But the tests said it worked

Apple reprogrammed my iPod to steal my private files and send them to Apple’s servers. I wasn’t the only victim, but the news barely got mentioned online. Because nobody expects software to work right.

This happened shortly after I read a proposal to shield car makers from liability for bugs in their driving software.

The model was the National Vaccine Injury Compensation Program. If you have a bad reaction to a government-required vaccine, the government will pay for it. About one in a million people do.

The government wants everybody to be vaccinated. The VICP was motivated by a few facts on top of that one:

  • Vaccines are all supposed to be identical, with strict quality control.
  • Vaccines are simple by the standards of biological systems.
  • Vaccines are extensively tested before the FDA approves them.
  • A few people have severe reactions to vaccines regardless of quality control.

With drug makers worried about huge jury verdicts for injuries they couldn’t prevent, Congress stepped in to protect the industry and the public.

The policy considerations that require no-fault vaccine insurance do not apply to self-driving cars. Cars are not all the same and their computers are complicated. Manufacturers are under a lot of pressure not to test them properly.

A long time ago, one of the servers at work got a new login program. Testing was thought to be simple. Type your username and password, and it should log you in. It does. So ship it. Apparently nobody tested what would happen if you typed the wrong password. Turned out it let you in anyway. It was as secure as an unlocked door.

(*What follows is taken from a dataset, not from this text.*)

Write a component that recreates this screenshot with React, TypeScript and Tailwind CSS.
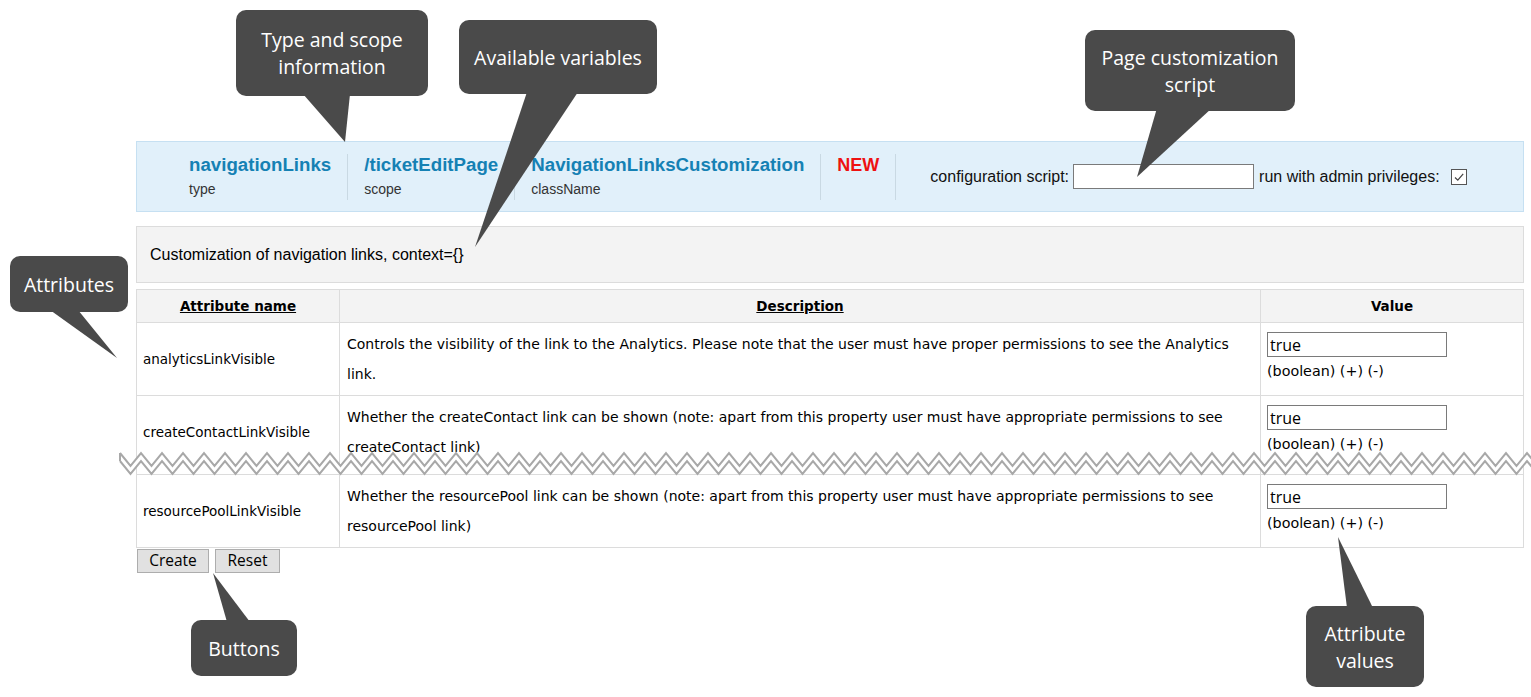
import React from 'react';

const rows = [
  {
    name: 'analyticsLinkVisible',
    desc: 'Controls the visibility of the link to the Analytics. Please note that the user must have proper permissions to see the Analytics link.',
    torn: false,
  },
  {
    name: 'createContactLinkVisible',
    desc: 'Whether the createContact link can be shown (note: apart from this property user must have appropriate permissions to see createContact link)',
    torn: true,
  },
  {
    name: 'resourcePoolLinkVisible',
    desc: 'Whether the resourcePool link can be shown (note: apart from this property user must have appropriate permissions to see resourcePool link)',
    torn: false,
  },
];

const HeaderItem: React.FC<{ label: string; sub?: string; red?: boolean }> = ({ label, sub, red }) => (
  <div className="h-[46px] px-[16px] border-r border-[#c9d9e3] flex flex-col">
    <span className={`leading-[22px] font-bold ${red ? 'text-[18px] text-[#ee1111]' : 'text-[18.7px] text-[#1581b4]'}`}>{label}</span>
    {sub && <span className="mt-[5px] text-[14px] leading-[16px] text-[#333]">{sub}</span>}
  </div>
);

// zigzag "torn page" points
const zig = (y0: number, y1: number) => {
  const pts: string[] = [];
  for (let i = 0, x = 120; x <= 1545; i++, x += 10.5) {
    pts.push(`${x},${i % 2 === 0 ? y0 : y1}`);
  }
  return pts;
};

const TornEdge: React.FC = () => {
  const top = zig(453, 466);
  const bottom = zig(461, 474);
  const poly = [...top, ...bottom.slice().reverse()].join(' ');
  return (
    <svg className="absolute left-0 top-0 pointer-events-none" width="1531" height="697">
      <polygon points={poly} fill="#ffffff" />
      <polyline points={top.join(' ')} fill="none" stroke="#a8a8a8" strokeWidth="2" />
      <polyline points={bottom.join(' ')} fill="none" stroke="#a8a8a8" strokeWidth="2" />
      <line x1="120" y1="453" x2="120" y2="461" stroke="#a8a8a8" strokeWidth="2" />
    </svg>
  );
};

const Pointers: React.FC = () => (
  <svg className="absolute left-0 top-0 pointer-events-none" width="1531" height="697">
    <g fill="#4a4a4a">
      <polygon points="303,94 350,94 345,142" />
      <polygon points="527,92 578,92 475,247" />
      <polygon points="1157,108 1212,108 1137,177" />
      <polygon points="50,310 78,310 117,358" />
      <polygon points="227,622 250,622 213,573" />
      <polygon points="1347,608 1373,608 1338,537" />
    </g>
  </svg>
);

const boxCls =
  'absolute rounded-[10px] bg-[#4a4a4a] text-white flex flex-col items-center justify-center text-center text-[19.5px] leading-[27px] font-["Open_Sans",sans-serif]';

export default function App() {
  return (
    <div className="relative w-[1531px] h-[697px] overflow-hidden bg-white font-['Liberation_Sans',Arial,sans-serif] text-black">
      <div className="pt-[141px] pl-[136px] w-[1524px]">
        {/* header info bar */}
        <div className="h-[71px] bg-[#e1f0fa] border border-[#c6e0f2] flex items-center pl-[36px]">
          <HeaderItem label="navigationLinks" sub="type" />
          <HeaderItem label="/ticketEditPage" sub="scope" />
          <HeaderItem label="NavigationLinksCustomization" sub="className" />
          <HeaderItem label="NEW" red />
          <div className="ml-[34px] flex items-center text-[16px] text-[#111]">
            <span>configuration script:</span>
            <input className="ml-[4px] w-[181px] h-[25px] bg-white border border-[#7a7a7a] outline-none" />
            <span className="ml-[5px]">run with admin privileges:</span>
            <span className="ml-[11px] w-[16px] h-[16px] border border-[#555] bg-white flex items-center justify-center">
              <svg width="12" height="12" viewBox="0 0 12 12">
                <path d="M2 6.5 L4.8 9.2 L10.2 2.8" fill="none" stroke="#444" strokeWidth="1.2" />
              </svg>
            </span>
          </div>
        </div>

        {/* description */}
        <div className="mt-[14px] h-[57px] bg-[#f3f3f3] border border-[#dcdcdc] flex items-center pl-[13px] text-[16px]">
          Customization of navigation links, context={'{}'}
        </div>

        {/* attributes table */}
        <table className="mt-[6px] w-full border-collapse font-['DejaVu_Sans',Verdana,sans-serif] text-[14px]">
          <thead>
            <tr className="h-[33px] bg-[#f3f3f3]">
              <th className="w-[203px] border border-[#dcdcdc] font-bold underline text-[13.5px]">Attribute name</th>
              <th className="border border-[#dcdcdc] font-bold underline text-[13.5px]">Description</th>
              <th className="w-[263px] border border-[#dcdcdc] font-bold text-[13.5px]">Value</th>
            </tr>
          </thead>
          <tbody>
            {rows.map((r) => (
              <tr key={r.name} className={r.torn ? 'h-[79px]' : 'h-[73px]'}>
                <td className={`border border-[#dcdcdc] pl-[6px] align-middle text-[13.5px] ${r.torn ? 'pb-[6px]' : ''}`}>
                  {r.name}
                </td>
                <td className={`border border-[#dcdcdc] pl-[7px] pr-[20px] align-middle leading-[30px] ${r.torn ? 'pb-[6px]' : ''}`}>
                  {r.desc}
                </td>
                <td className="border border-[#dcdcdc] pl-[6px] pt-[9px] align-top">
                  <input
                    readOnly
                    value="true"
                    className="block w-[180px] h-[25px] border border-[#7a7a7a] px-[2px] text-[16px] font-['Open_Sans',sans-serif] outline-none"
                  />
                  <div className="mt-[4px] leading-[20px] text-[14.3px]">(boolean) (+) (-)</div>
                </td>
              </tr>
            ))}
          </tbody>
        </table>

        {/* buttons */}
        <div className="mt-[1px] ml-[1px] flex gap-[6px] font-['Open_Sans',sans-serif] text-[15.5px]">
          <button className="w-[72px] h-[24px] bg-[#e1e1e1] border border-[#adadad] leading-none">Create</button>
          <button className="w-[65px] h-[24px] bg-[#e1e1e1] border border-[#adadad] leading-none">Reset</button>
        </div>
      </div>

      <TornEdge />
      <Pointers />

      {/* callouts */}
      <div className={`${boxCls} left-[236px] top-[10px] w-[192px] h-[86px]`}>
        <span>Type and scope</span>
        <span>information</span>
      </div>
      <div className={`${boxCls} left-[459px] top-[20px] w-[198px] h-[74px]`}>
        <span>Available variables</span>
      </div>
      <div className={`${boxCls} left-[1085px] top-[30px] w-[210px] h-[81px]`}>
        <span>Page customization</span>
        <span>script</span>
      </div>
      <div className={`${boxCls} left-[10px] top-[256px] w-[118px] h-[56px]`}>
        <span>Attributes</span>
      </div>
      <div className={`${boxCls} left-[191px] top-[620px] w-[106px] h-[56px]`}>
        <span>Buttons</span>
      </div>
      <div className={`${boxCls} left-[1306px] top-[606px] w-[118px] h-[81px]`}>
        <span>Attribute</span>
        <span>values</span>
      </div>
    </div>
  );
}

I assume Apple was so busy with positive testing — does iCloud work when enabled? — it didn’t bother with negative testing — does iCloud not work when not enabled? In fact it did work even though you turned it off. By “work” I mean it sends your files to Apple’s servers.

Testing error handling is hard and companies tend to skip it.

I trust car makers to build cars that can follow each other at a fixed distance along a well-marked freeway. That’s easy to build and easy to test. Everybody will score five stars on the lane-following test.

When that parked car on the shoulder starts moving, when a goose starts to walk across the road, when a snow squall hits, when a tire blows, when a sensor malfunctions, that’s when you get to be the first one to test how your car reacts. A certification test, once we have one, will not anticipate everything that can go wrong.

And what happens when you survive and the manufacturer decides to improve its cars?

When a drug company wants to try a new formula it has to spend years and millions of dollars convincing the FDA that it is safe.

When Tesla wants to try a new formula it just pushes a new program to your car. What if it doesn’t work? NHTSA says if your self-driving car crashes it’s your fault for letting it drive.

NHTSA doesn’t want to be the FDA of the highway.

The government is already being very generous letting car makers avoid liability.

We may need a better system than the lawsuit lottery, but we have to make poorly tested cars expensive for the manufacturer and not for the public.

The opinions expressed in this post belong to the author and do not necessarily represent those of the National Motorists Association or the NMA Foundation. This content is for informational purposes and is not intended as legal advice. No representations are made regarding the accuracy of this post or the included links.